Problem to work on: Pull each line holding "styles" out of the entries below.
:: Exercise inputs ::
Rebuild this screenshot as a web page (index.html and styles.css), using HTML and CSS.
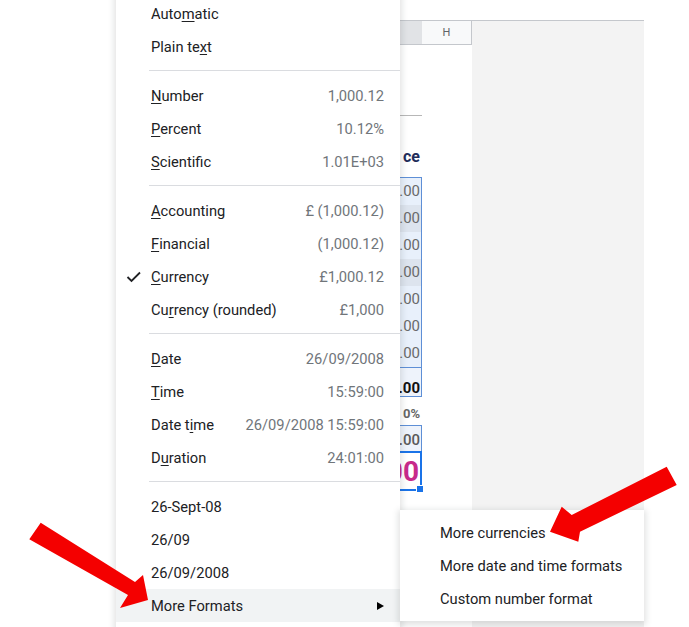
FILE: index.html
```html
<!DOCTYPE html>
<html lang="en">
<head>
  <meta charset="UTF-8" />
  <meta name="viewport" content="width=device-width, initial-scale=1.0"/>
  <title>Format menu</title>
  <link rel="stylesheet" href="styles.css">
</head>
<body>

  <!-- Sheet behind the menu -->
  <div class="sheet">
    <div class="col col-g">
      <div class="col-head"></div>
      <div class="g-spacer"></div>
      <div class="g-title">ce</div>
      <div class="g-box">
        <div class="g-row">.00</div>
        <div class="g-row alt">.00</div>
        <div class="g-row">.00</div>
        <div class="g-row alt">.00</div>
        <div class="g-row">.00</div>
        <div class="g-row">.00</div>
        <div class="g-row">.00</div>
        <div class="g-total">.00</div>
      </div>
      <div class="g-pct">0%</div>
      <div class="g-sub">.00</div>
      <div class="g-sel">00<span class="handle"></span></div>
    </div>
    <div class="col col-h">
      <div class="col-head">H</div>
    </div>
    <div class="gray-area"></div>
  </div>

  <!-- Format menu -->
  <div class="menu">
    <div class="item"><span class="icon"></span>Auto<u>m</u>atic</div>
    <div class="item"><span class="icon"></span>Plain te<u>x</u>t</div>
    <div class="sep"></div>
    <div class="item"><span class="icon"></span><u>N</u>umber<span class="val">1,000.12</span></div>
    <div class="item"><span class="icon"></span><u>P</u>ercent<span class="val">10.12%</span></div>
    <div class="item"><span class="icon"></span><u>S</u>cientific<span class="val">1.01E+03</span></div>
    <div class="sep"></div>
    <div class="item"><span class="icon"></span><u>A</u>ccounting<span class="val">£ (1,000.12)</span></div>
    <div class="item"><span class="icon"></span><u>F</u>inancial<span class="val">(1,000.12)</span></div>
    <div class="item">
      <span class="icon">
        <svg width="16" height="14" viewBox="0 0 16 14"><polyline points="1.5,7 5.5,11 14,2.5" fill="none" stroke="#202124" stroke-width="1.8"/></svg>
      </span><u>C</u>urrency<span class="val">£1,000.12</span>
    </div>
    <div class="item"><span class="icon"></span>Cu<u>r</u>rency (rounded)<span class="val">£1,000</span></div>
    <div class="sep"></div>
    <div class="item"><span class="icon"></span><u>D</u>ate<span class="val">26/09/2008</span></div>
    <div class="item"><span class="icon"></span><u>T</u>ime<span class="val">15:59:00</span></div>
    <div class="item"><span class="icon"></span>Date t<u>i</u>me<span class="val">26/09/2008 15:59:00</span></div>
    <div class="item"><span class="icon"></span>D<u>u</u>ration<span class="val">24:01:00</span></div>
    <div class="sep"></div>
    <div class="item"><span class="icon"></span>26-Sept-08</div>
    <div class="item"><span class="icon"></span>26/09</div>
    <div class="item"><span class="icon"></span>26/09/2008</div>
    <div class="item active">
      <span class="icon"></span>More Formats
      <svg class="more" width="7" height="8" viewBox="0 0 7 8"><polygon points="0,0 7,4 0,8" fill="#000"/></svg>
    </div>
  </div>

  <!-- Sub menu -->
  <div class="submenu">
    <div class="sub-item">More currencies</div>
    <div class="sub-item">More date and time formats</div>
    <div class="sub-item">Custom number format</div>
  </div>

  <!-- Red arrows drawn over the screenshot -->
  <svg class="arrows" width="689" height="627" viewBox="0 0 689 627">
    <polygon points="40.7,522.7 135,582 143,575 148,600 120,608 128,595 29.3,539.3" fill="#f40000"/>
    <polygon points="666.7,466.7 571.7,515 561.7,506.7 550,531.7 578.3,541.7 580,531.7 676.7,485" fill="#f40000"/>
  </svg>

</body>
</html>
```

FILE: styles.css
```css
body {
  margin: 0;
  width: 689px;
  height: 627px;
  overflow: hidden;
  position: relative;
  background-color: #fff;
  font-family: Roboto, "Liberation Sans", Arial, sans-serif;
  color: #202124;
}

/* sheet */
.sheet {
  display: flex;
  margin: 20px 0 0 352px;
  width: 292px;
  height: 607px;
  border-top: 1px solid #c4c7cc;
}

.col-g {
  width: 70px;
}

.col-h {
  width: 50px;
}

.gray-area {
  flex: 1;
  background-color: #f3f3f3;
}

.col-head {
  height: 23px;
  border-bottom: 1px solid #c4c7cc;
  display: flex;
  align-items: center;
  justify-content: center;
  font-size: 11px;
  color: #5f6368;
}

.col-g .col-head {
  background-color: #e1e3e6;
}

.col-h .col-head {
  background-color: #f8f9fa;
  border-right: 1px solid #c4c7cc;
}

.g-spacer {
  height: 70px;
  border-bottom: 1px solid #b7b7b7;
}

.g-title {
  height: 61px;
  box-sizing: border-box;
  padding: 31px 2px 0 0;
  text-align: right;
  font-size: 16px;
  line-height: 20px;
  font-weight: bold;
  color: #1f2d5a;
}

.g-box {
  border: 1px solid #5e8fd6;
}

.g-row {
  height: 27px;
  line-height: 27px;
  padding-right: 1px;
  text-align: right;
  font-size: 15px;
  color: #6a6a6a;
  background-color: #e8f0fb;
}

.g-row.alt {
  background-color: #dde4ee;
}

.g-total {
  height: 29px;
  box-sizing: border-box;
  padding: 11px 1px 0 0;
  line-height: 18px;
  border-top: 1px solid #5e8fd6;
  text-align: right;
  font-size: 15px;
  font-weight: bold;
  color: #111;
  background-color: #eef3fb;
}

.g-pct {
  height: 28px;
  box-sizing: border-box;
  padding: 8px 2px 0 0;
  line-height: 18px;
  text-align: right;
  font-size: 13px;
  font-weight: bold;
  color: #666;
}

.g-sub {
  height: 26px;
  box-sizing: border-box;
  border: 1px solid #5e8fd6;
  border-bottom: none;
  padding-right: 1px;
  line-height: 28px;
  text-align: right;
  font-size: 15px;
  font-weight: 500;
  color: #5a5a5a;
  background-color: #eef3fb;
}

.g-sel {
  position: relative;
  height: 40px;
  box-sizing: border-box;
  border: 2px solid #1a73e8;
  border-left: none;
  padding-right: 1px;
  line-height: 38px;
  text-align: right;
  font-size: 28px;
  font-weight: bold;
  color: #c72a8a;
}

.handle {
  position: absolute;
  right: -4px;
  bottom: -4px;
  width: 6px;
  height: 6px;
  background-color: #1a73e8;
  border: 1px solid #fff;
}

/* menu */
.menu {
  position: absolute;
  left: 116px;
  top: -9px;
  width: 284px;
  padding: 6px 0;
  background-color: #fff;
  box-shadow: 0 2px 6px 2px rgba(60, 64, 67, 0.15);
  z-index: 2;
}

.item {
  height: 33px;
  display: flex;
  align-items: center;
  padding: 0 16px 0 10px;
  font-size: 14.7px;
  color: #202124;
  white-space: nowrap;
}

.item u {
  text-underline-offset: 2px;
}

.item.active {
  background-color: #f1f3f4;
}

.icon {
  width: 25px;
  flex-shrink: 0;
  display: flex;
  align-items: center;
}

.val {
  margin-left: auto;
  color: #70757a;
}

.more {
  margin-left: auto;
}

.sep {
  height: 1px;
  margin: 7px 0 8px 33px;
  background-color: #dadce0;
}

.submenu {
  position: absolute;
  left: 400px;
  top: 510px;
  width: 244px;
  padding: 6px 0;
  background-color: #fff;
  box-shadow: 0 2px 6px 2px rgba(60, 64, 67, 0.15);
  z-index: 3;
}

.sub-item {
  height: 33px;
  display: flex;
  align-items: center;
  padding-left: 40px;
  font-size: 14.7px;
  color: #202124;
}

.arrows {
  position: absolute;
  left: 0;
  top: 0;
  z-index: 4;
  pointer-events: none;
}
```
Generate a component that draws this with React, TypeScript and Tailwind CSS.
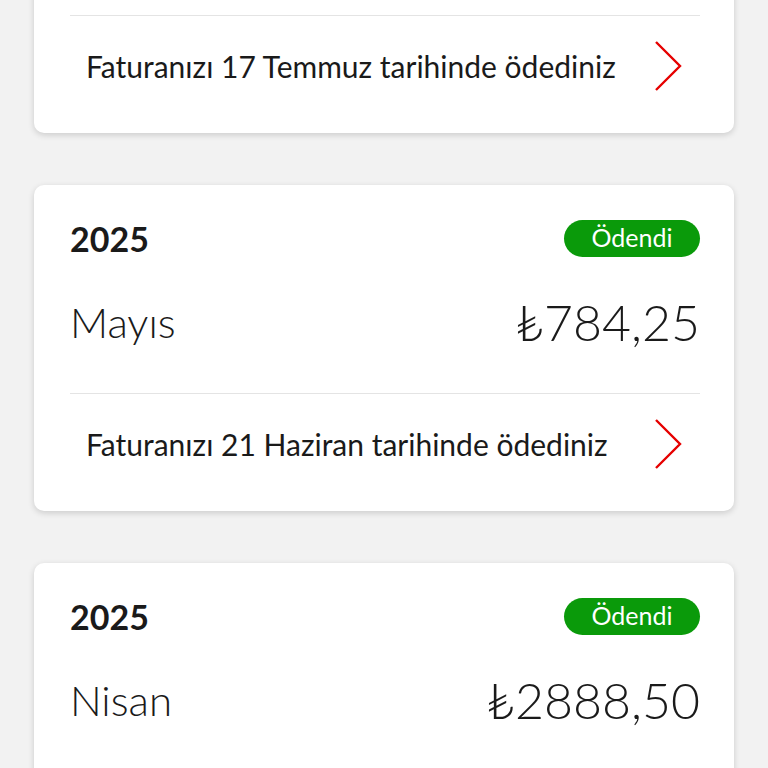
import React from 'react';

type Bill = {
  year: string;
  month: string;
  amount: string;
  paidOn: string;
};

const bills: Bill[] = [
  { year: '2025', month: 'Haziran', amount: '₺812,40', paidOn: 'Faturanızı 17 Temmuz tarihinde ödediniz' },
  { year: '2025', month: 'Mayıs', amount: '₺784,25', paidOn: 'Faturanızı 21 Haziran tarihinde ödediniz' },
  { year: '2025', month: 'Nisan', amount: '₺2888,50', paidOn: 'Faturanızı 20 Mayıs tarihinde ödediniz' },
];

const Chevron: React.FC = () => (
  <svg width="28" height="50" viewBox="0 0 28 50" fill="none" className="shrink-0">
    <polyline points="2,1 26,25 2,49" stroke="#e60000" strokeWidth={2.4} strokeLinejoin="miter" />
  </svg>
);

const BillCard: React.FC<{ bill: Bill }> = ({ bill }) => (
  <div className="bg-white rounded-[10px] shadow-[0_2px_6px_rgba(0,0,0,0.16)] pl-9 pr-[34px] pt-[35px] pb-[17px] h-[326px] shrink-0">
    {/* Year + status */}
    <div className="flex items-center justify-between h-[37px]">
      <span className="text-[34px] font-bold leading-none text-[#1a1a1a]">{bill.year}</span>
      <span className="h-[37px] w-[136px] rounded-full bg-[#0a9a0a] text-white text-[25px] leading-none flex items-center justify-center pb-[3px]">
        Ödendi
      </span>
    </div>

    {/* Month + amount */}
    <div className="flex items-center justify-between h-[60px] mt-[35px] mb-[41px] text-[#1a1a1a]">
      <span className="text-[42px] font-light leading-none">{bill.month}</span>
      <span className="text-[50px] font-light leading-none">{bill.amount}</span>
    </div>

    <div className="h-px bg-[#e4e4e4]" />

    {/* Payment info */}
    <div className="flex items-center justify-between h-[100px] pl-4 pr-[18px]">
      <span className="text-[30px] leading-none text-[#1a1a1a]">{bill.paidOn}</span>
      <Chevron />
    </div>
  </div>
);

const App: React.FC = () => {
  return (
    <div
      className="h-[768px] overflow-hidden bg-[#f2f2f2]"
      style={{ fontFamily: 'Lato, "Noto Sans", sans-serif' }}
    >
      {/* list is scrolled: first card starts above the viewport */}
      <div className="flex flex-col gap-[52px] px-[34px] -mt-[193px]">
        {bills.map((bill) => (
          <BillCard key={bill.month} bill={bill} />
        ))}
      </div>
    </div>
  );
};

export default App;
:::
Answer for the task:
Rebuild this screenshot as a web page (index.html and styles.css), using HTML and CSS.
  <link rel="stylesheet" href="styles.css">
FILE: styles.css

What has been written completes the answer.